Dewan Pers pun berharap agar DPR RI dapat memenuhi asas keterbukaan sebagaimana diatur pada Pasal 5 huruf g Undang-Undang Nomor 12 Tahun 2011.
Tujuannya agar proses penyusunan RKUHP ini memberikan kesempatan luas bagi seluruh masyarakat untuk memberi beragam saran dan kritik.
Azyumardi mengatakan, Dewan Pers tidak menolak revisi KUHP saat ini untuk menghilangkan aturan kolonial. Namun menurutnya mesti dilakukan keterbukaan seluas-luasnya.
Sementara anggota Dewan Pers yang mewakili unsur wartawan, Yadi Hendriana, menyebut sebenarnya masyarakat pers berharap diajak bicara terlebih dahulu terkait RKUHP ini.
Untuk itu setelah Dewan Pers menggelar konferensi pers, kata Yadi, maka pihaknya menyampaikan surat protes ke berbagai pihak terkait.
"Jika memang pemerintah memaksakan diri untuk disahkan tanpa masukan dari masyarakat sipil, tentu upaya terakhir adalah menggugat ke MK," kata Ketua Komisi Pengaduan dan Pengegakan Etika Pers, Dewan Pers, ini.

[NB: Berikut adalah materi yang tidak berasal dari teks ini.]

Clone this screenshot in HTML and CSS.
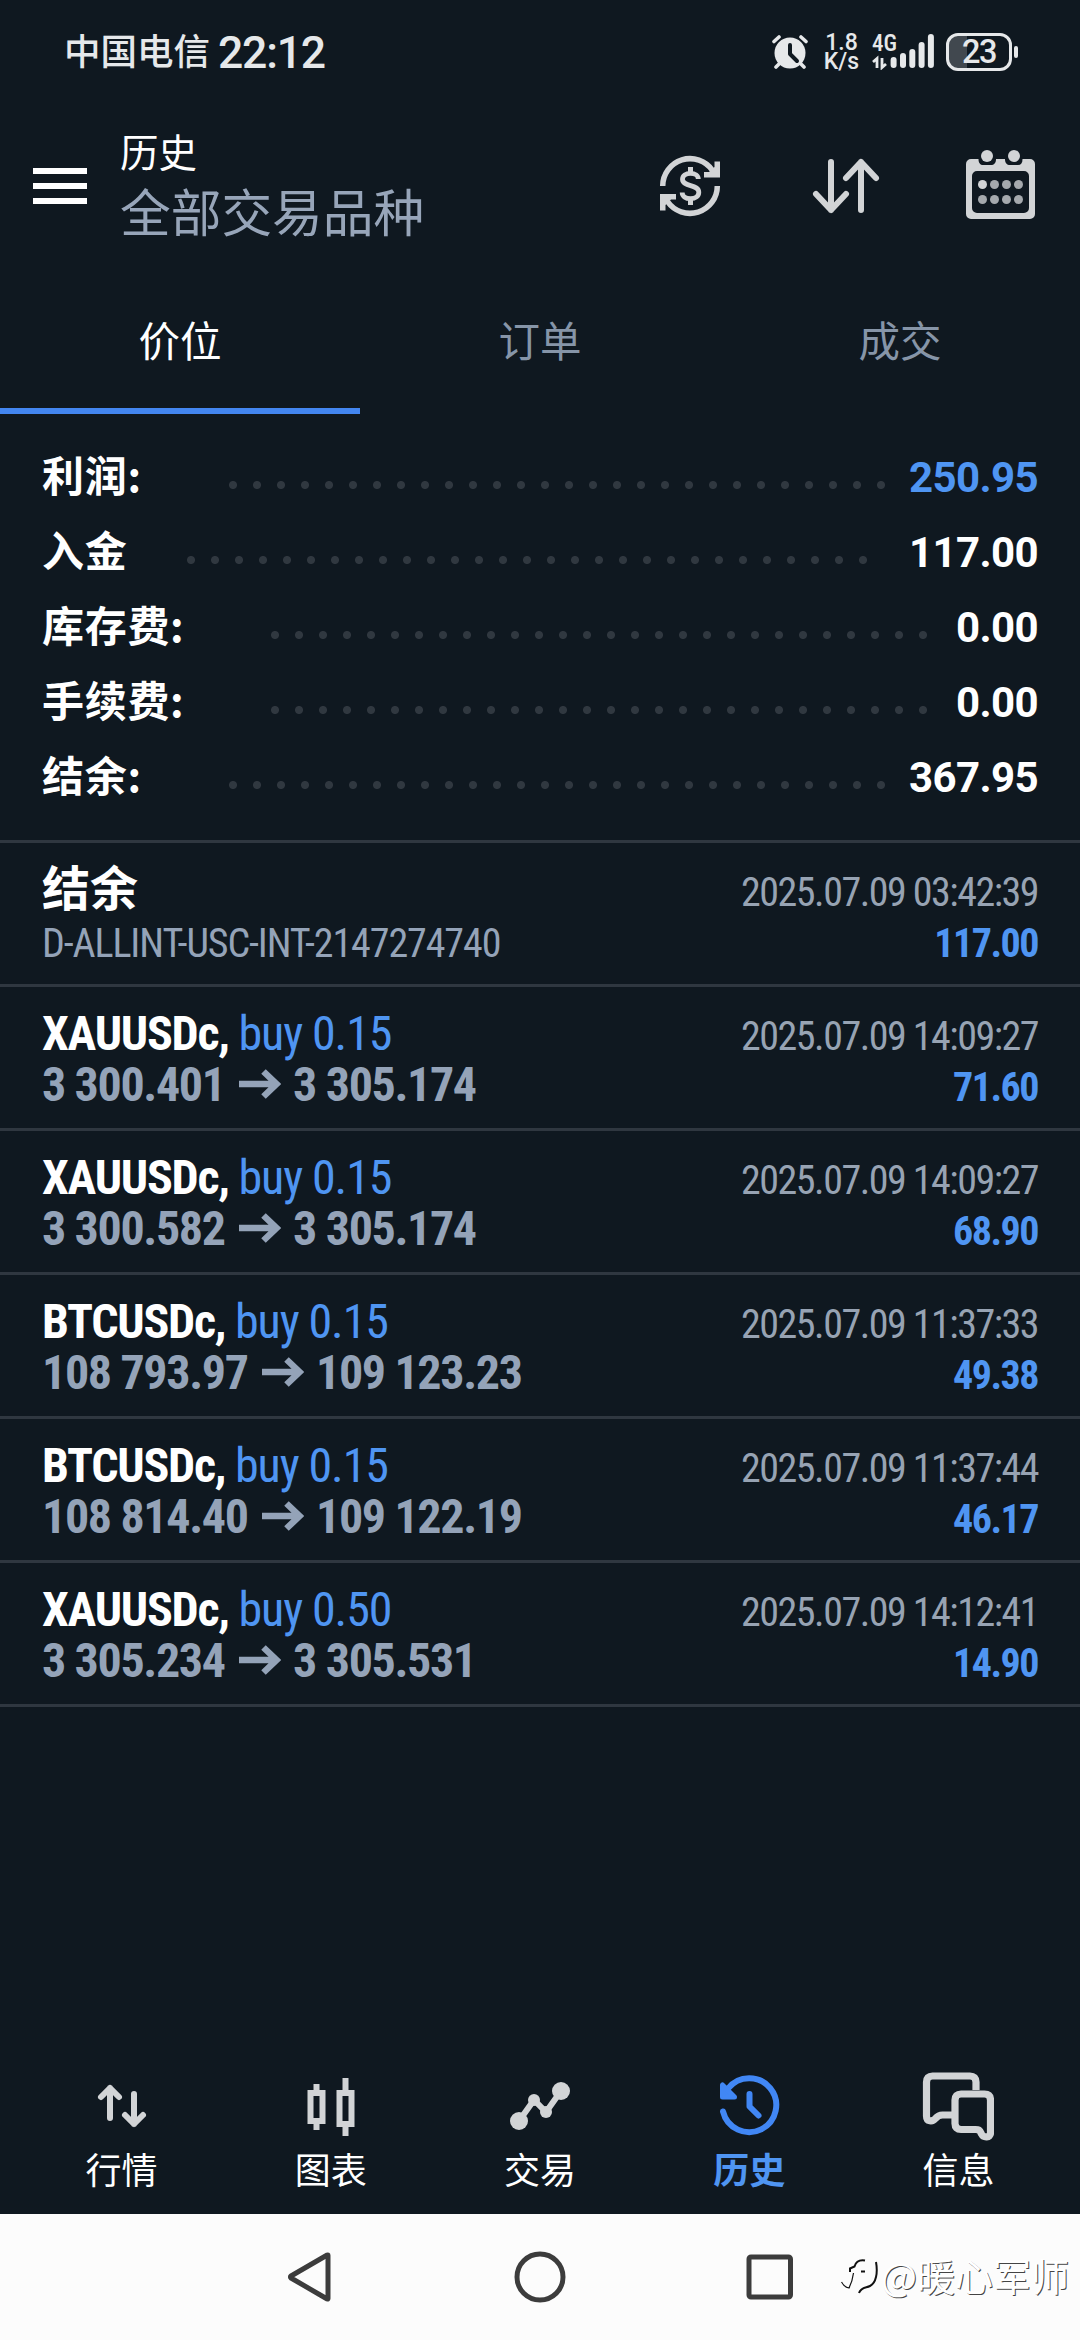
FILE: index.html
```html
<!DOCTYPE html>
<html lang="zh-CN">
<head>
<meta charset="utf-8">
<title>历史</title>
<link rel="stylesheet" href="styles.css">
</head>
<body>
<div class="screen">
  <div class="status">
    <span class="carrier">中国电信</span>
    <span class="clock">22:12</span>
    <div class="status-icons">
      <svg class="alarm" width="36" height="36" viewBox="0 0 36 36">
        <g stroke="#e6e8ea" stroke-width="3.6" stroke-linecap="round" fill="none">
          <path d="M2 7.5L7 3M34 7.5L29 3M8 29l-4 4M28 29l4 4"/>
        </g>
        <circle cx="18" cy="19" r="15.5" fill="#e6e8ea"/>
        <path d="M18 11v9l7 7" fill="none" stroke="#0f1820" stroke-width="4" stroke-linecap="round" stroke-linejoin="round"/>
      </svg>
      <div class="speed"><span>1.8</span><span>K/s</span></div>
      <div class="signal">
        <span class="net">4G</span>
        <svg width="64" height="36" viewBox="0 0 64 36">
          <path d="M1 28l4-3.500v9.500M10 24v9.500l4-3.500" fill="none" stroke="#e6e8ea" stroke-width="2.800"/>
          <g fill="#e6e8ea">
            <rect x="18.600" y="23" width="6" height="11" rx="3"/>
            <rect x="28" y="19" width="6" height="15" rx="3"/>
            <rect x="37.300" y="15" width="6" height="19" rx="3"/>
            <rect x="46.600" y="8" width="6" height="26" rx="3"/>
            <rect x="55.900" y="0" width="6" height="34" rx="3"/>
          </g>
        </svg>
      </div>
      <div class="battery"><span>23</span></div>
      <i class="battery-nub"></i>
    </div>
  </div>

  <header class="header">
    <div class="menu"><i></i><i></i><i></i></div>
    <div class="titles">
      <div class="title">历史</div>
      <div class="subtitle">全部交易品种</div>
    </div>
    <div class="actions">
      <svg width="72" height="72" viewBox="0 0 72 72" fill="none" stroke="#d2d4d6">
        <path d="M8.700 36A27.300 27.300 0 0 1 58.500 20.500M63.300 36A27.300 27.300 0 0 1 13.500 51.500" stroke-width="5.500"/>
        <path d="M66 11.500v16H50v-5.500h5L60.500 17v-5.500zM6 60.500V44h16v5.500h-5L11.500 55v5.500z" fill="#d2d4d6" stroke="none"/>
        <path d="M44.300 29c0-3.500-3.200-5.700-7.800-5.700s-8 2.200-8 6c0 8 16.300 4.700 16.300 12.900 0 4-3.300 6.500-8.300 6.500s-8.300-2.500-8.300-6.200" stroke-width="4.800"/>
        <path d="M36.500 17v6M36.500 49v6" stroke-width="5"/>
      </svg>
      <svg width="72" height="72" viewBox="0 0 72 72" fill="none" stroke="#d2d4d6" stroke-width="6" stroke-linecap="round" stroke-linejoin="round">
        <path d="M21 12v48M6 44l15 16 15-16M51 60V12M36 28l15-16 15 16"/>
      </svg>
      <svg width="72" height="72" viewBox="0 0 72 72">
        <path fill="#d2d4d6" fill-rule="evenodd" d="M5 9h7.500c0 4 2 6 4.500 6h8c3 0 5-2 5-6h9c0 4 2 6 5 6h8c3 0 4.500-2 4.500-6H64a5 5 0 0 1 5 5v50a5 5 0 0 1-5 5H5a5 5 0 0 1-5-5V14a5 5 0 0 1 5-5zM11 21a5 5 0 0 0-5 5v32a5 5 0 0 0 5 5h47a5 5 0 0 0 5-5V26a5 5 0 0 0-5-5z"/>
        <circle cx="21" cy="6" r="6" fill="#d2d4d6"/><circle cx="48" cy="6" r="6" fill="#d2d4d6"/>
        <circle cx="16.500" cy="34.500" r="4.500" fill="#d2d4d6"/>
        <g fill="#a5a9ad"><circle cx="28.500" cy="34.500" r="4.500"/><circle cx="40.500" cy="34.500" r="4.500"/><circle cx="52.500" cy="34.500" r="4.500"/><circle cx="16.500" cy="49.500" r="4.500"/><circle cx="28.500" cy="49.500" r="4.500"/><circle cx="40.500" cy="49.500" r="4.500"/><circle cx="52.500" cy="49.500" r="4.500"/></g>
      </svg>
    </div>
  </header>

  <nav class="tabs">
    <div class="tab active">价位</div>
    <div class="tab">订单</div>
    <div class="tab">成交</div>
  </nav>

  <section class="summary">
    <div class="sum-row"><span>利润:</span><i class="dots"></i><b class="blue">250.95</b></div>
    <div class="sum-row"><span>入金</span><i class="dots long"></i><b>117.00</b></div>
    <div class="sum-row"><span>库存费:</span><i class="dots short"></i><b>0.00</b></div>
    <div class="sum-row"><span>手续费:</span><i class="dots short"></i><b>0.00</b></div>
    <div class="sum-row"><span>结余:</span><i class="dots"></i><b>367.95</b></div>
  </section>

  <section class="deals">
    <div class="deal">
      <div class="left"><div><b class="cjk">结余</b></div><div class="note"><span>D-ALLINT-USC-INT-2147274740</span></div></div>
      <div class="right"><div>2025.07.09 03:42:39</div><div class="profit">117.00</div></div>
    </div>
    <div class="deal">
      <div class="left"><div><b>XAUUSDc,</b> <span class="side">buy 0.15</span></div>
        <div class="prices">3 300.401 <svg class="arrow" viewBox="0 0 42 30"><path d="M0 15h37M24.500 2.500L37.500 15 24.500 27.500"/></svg> 3 305.174</div></div>
      <div class="right"><div>2025.07.09 14:09:27</div><div class="profit">71.60</div></div>
    </div>
    <div class="deal">
      <div class="left"><div><b>XAUUSDc,</b> <span class="side">buy 0.15</span></div>
        <div class="prices">3 300.582 <svg class="arrow" viewBox="0 0 42 30"><path d="M0 15h37M24.500 2.500L37.500 15 24.500 27.500"/></svg> 3 305.174</div></div>
      <div class="right"><div>2025.07.09 14:09:27</div><div class="profit">68.90</div></div>
    </div>
    <div class="deal">
      <div class="left"><div><b>BTCUSDc,</b> <span class="side">buy 0.15</span></div>
        <div class="prices">108 793.97 <svg class="arrow" viewBox="0 0 42 30"><path d="M0 15h37M24.500 2.500L37.500 15 24.500 27.500"/></svg> 109 123.23</div></div>
      <div class="right"><div>2025.07.09 11:37:33</div><div class="profit">49.38</div></div>
    </div>
    <div class="deal">
      <div class="left"><div><b>BTCUSDc,</b> <span class="side">buy 0.15</span></div>
        <div class="prices">108 814.40 <svg class="arrow" viewBox="0 0 42 30"><path d="M0 15h37M24.500 2.500L37.500 15 24.500 27.500"/></svg> 109 122.19</div></div>
      <div class="right"><div>2025.07.09 11:37:44</div><div class="profit">46.17</div></div>
    </div>
    <div class="deal">
      <div class="left"><div><b>XAUUSDc,</b> <span class="side">buy 0.50</span></div>
        <div class="prices">3 305.234 <svg class="arrow" viewBox="0 0 42 30"><path d="M0 15h37M24.500 2.500L37.500 15 24.500 27.500"/></svg> 3 305.531</div></div>
      <div class="right"><div>2025.07.09 14:12:41</div><div class="profit">14.90</div></div>
    </div>
  </section>

  <nav class="bottom">
    <div class="item">
      <svg viewBox="0 0 72 72" fill="none" stroke="#d2d4d6" stroke-width="6" stroke-linecap="round" stroke-linejoin="round"><path d="M24 48V18M15 27l9-9 9 9M48 24v30M39 45l9 9 9-9"/></svg>
      <span>行情</span>
    </div>
    <div class="item">
      <svg viewBox="0 0 72 72" fill="none" stroke="#d2d4d6" stroke-width="6"><path d="M15.500 23h12v28h-12zM21.500 14v7M21.500 53v7M44.500 23h12v31h-12zM50.500 8v13M50.500 56v10"/></svg>
      <span>图表</span>
    </div>
    <div class="item">
      <svg viewBox="0 0 72 72" fill="#d2d4d6"><circle cx="15" cy="51" r="9"/><circle cx="30" cy="30" r="6"/><circle cx="42" cy="42" r="6"/><circle cx="57" cy="21" r="9"/><path d="M15 51l15-21 12 12 15-21" fill="none" stroke="#d2d4d6" stroke-width="6"/></svg>
      <span>交易</span>
    </div>
    <div class="item active">
      <svg viewBox="0 0 72 72" fill="none" stroke="#4187f5" stroke-width="6" stroke-linecap="round" stroke-linejoin="round"><path d="M10 41.500A27 27 0 1 0 15 18.500l-3 3.500"/><path d="M9.500 15v12h12z" fill="#4187f5" stroke-width="5"/><path d="M36.500 24v12.500l9 9"/></svg>
      <span>历史</span>
    </div>
    <div class="item">
      <svg viewBox="0 0 72 72" fill="none" stroke="#d2d4d6" stroke-width="7.200" stroke-linejoin="round"><path d="M54 20v-8q0-6-6-6H10.500q-6 0-6 6v34c0 6 6 6 9 2.500 2-2.500 4-3.500 7-3.500h12"/><path d="M39 24h23.500q6 0 6 6v33c0 5-7 5-9 1-2-4.500-3-4.500-6-4.500H39q-6 0-6-6V30q0-6 6-6z"/></svg>
      <span>信息</span>
    </div>
  </nav>

  <div class="sysnav">
    <svg viewBox="0 0 60 60"><path d="M48 8.500v43q0 .800-.800.500L11 31q-1.200-1 0-2L47.200 8q.800-.300.800.500z"/></svg>
    <svg viewBox="0 0 60 60"><circle cx="30" cy="30" r="23"/></svg>
    <svg viewBox="0 0 60 60"><rect x="9" y="10" width="41.500" height="40" rx="2"/></svg>
    <div class="watermark">
      <svg width="40" height="44" viewBox="0 0 40 44" fill="none" stroke="#111">
        <path stroke-width="2" d="M24 7.500c-6-1-9 1-10.500 6L9 15.500v3.500M20 18.500h4M35 9c2 11 0 21-6 24-4 2-9 1-11 7"/>
        <path stroke-width="1.200" d="M12.500 20q-1 8-4.500 15-5-1-7.500-6"/>
      </svg>
      <span>@暖心军师</span>
    </div>
  </div>
</div>
</body>
</html>
```
FILE: styles.css
```css
* { box-sizing: border-box; }
body { margin: 0; background: #0f1820; }
.screen {
  width: 1080px;
  height: 2340px;
  display: flex;
  flex-direction: column;
  background: #0f1820;
  color: #fff;
  font-family: Roboto, "Noto Sans CJK SC", sans-serif;
  overflow: hidden;
}
svg { display: block; flex: none; }

/* status bar */
.status {
  height: 105px;
  padding: 0 62px 2px 64px;
  display: flex;
  align-items: center;
  color: #e6e8ea;
}
.carrier { font-size: 36.500px; font-weight: 500; line-height: 50px; padding-top: 2px; }
.clock { margin-left: 8px; font-size: 44.500px; font-weight: 500; letter-spacing: -1.200px; line-height: 50px; padding-top: 2px; }
.status-icons { margin-left: auto; display: flex; align-items: center; }
.speed {
  margin-left: 17px;
  width: 33px;
  display: flex;
  flex-direction: column;
  align-items: center;
  font-size: 23px;
  line-height: 19px;
  font-weight: 500;
}
.signal { margin-left: 14px; width: 64px; height: 36px; display: grid; }
.signal > * { grid-area: 1 / 1; }
.net { font: 500 23px/19px "Roboto Condensed", Roboto, sans-serif; }
.battery {
  margin-left: 10px;
  width: 66px;
  height: 38px;
  border: 3px solid #e6e8ea;
  border-radius: 12px;
  background: linear-gradient(90deg, #41484f 18px, transparent 18px);
  text-align: center;
  font: 500 32.500px/33px Roboto, sans-serif;
  letter-spacing: -1.500px;
}
.battery-nub { width: 4px; height: 12px; margin-left: 2px; border-radius: 2px; background: #e6e8ea; }

/* title bar */
.header { height: 177px; display: flex; padding: 0 42px 0 33px; }
.menu { width: 54px; margin-top: 63px; display: flex; flex-direction: column; gap: 9px; }
.menu i { height: 6px; background: #fff; }
.titles { margin: 24px 0 0 33px; }
.title { font-size: 38.500px; line-height: 50px; }
.subtitle { margin-top: 6px; font-size: 50.700px; line-height: 60px; color: #97a5b9; }
.actions { margin: 45px 0 0 auto; display: flex; gap: 84px; }

/* tabs */
.tabs { height: 132px; display: grid; grid-template-columns: repeat(3, 1fr); }
.tab { height: 132px; font-size: 41.500px; line-height: 122px; text-align: center; color: #8695a8; border-bottom: 6px solid transparent; }
.tab.active { color: #fff; border-color: #4386f0; }

/* totals */
.summary { height: 426px; padding: 26px 42px 0; }
.sum-row { height: 75px; display: flex; align-items: center; font-size: 42px; line-height: 75px; font-weight: 700; }
.sum-row span { font-family: "Noto Sans CJK SC", sans-serif; padding-bottom: 7px; line-height: 60px; letter-spacing: .7px; }
.sum-row b { font-weight: 700; letter-spacing: -.6px; }
.dots {
  width: 672px;
  height: 24px;
  margin: 15px 16px 0 auto;
  background: radial-gradient(circle at 12px 12px, #303840 3.500px, transparent 4.500px) 0 0 / 24px 24px;
}
.dots.long { width: 696px; margin-right: 34px; }
.dots.short { margin-right: 21px; }
.blue { color: #4f95f2; }

/* deal list */
.deals { border-bottom: 3px solid #2f3740; font-family: "Roboto Condensed", Roboto, "Noto Sans CJK SC", sans-serif; }
.deal {
  height: 144px;
  border-top: 3px solid #2f3740;
  padding: 21px 42px 0 42px;
  display: flex;
  justify-content: space-between;
  font-size: 48px;
  line-height: 51px;
  letter-spacing: -1.250px;
  white-space: nowrap;
}
.cjk { letter-spacing: 0; }
.side { color: #4f95f2; letter-spacing: -1.100px; }
.note, .prices { color: #94a3b8; }
.note span { font-size: 40px; line-height: 1; letter-spacing: -1.100px; }
.prices { font-weight: 700; letter-spacing: -1.350px; }
.arrow { display: inline-block; width: 42px; height: 30px; margin: 0 2px 0 5px; vertical-align: 2px; fill: none; stroke: #94a3b8; stroke-width: 6.500px; }
.right { padding-top: 3px; font-size: 40px; text-align: right; letter-spacing: -1.500px; color: #97a3b3; }
.profit { font-weight: 700; color: #4f95f2; }

/* bottom navigation */
.bottom { margin-top: auto; height: 144px; padding: 0 17px; display: grid; grid-template-columns: repeat(5, 1fr); }
.item { display: flex; flex-direction: column; align-items: center; font-size: 36px; line-height: 42px; }
.item svg { width: 72px; height: 72px; margin-bottom: 9px; }
.item.active { color: #4f95f2; font-weight: 700; }

/* system keys */
.sysnav { position: relative; flex: none; height: 126px; background: #fcfcfc; display: flex; align-items: center; justify-content: center; gap: 170px; }
.sysnav > svg { width: 60px; height: 60px; fill: none; stroke: #3c3c3c; stroke-width: 5px; stroke-linejoin: round; }
.watermark { position: absolute; left: 841px; top: 38px; display: flex; align-items: center; }
.watermark span {
  font: 400 38px/46px "Noto Sans CJK SC", sans-serif;
  color: #fff;
  text-shadow: 1px 1px 0 #444;
}
```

Namun demikian, kata Yadi, Dewan Pers tetap mengupayakan ada dialog sebelum RKUHP disahkan menjadi Undang-Undang.
Jangan sampai setelah disahkan, kata dia, baru disadari bahwa pasal-pasal RKUHP banyak yang bertentangan dengan kebebasan berekspresi.
"Dewan pers dan masyarakat pers minta dilibatkan dan dibukakan pintu dialog," kata Yadi.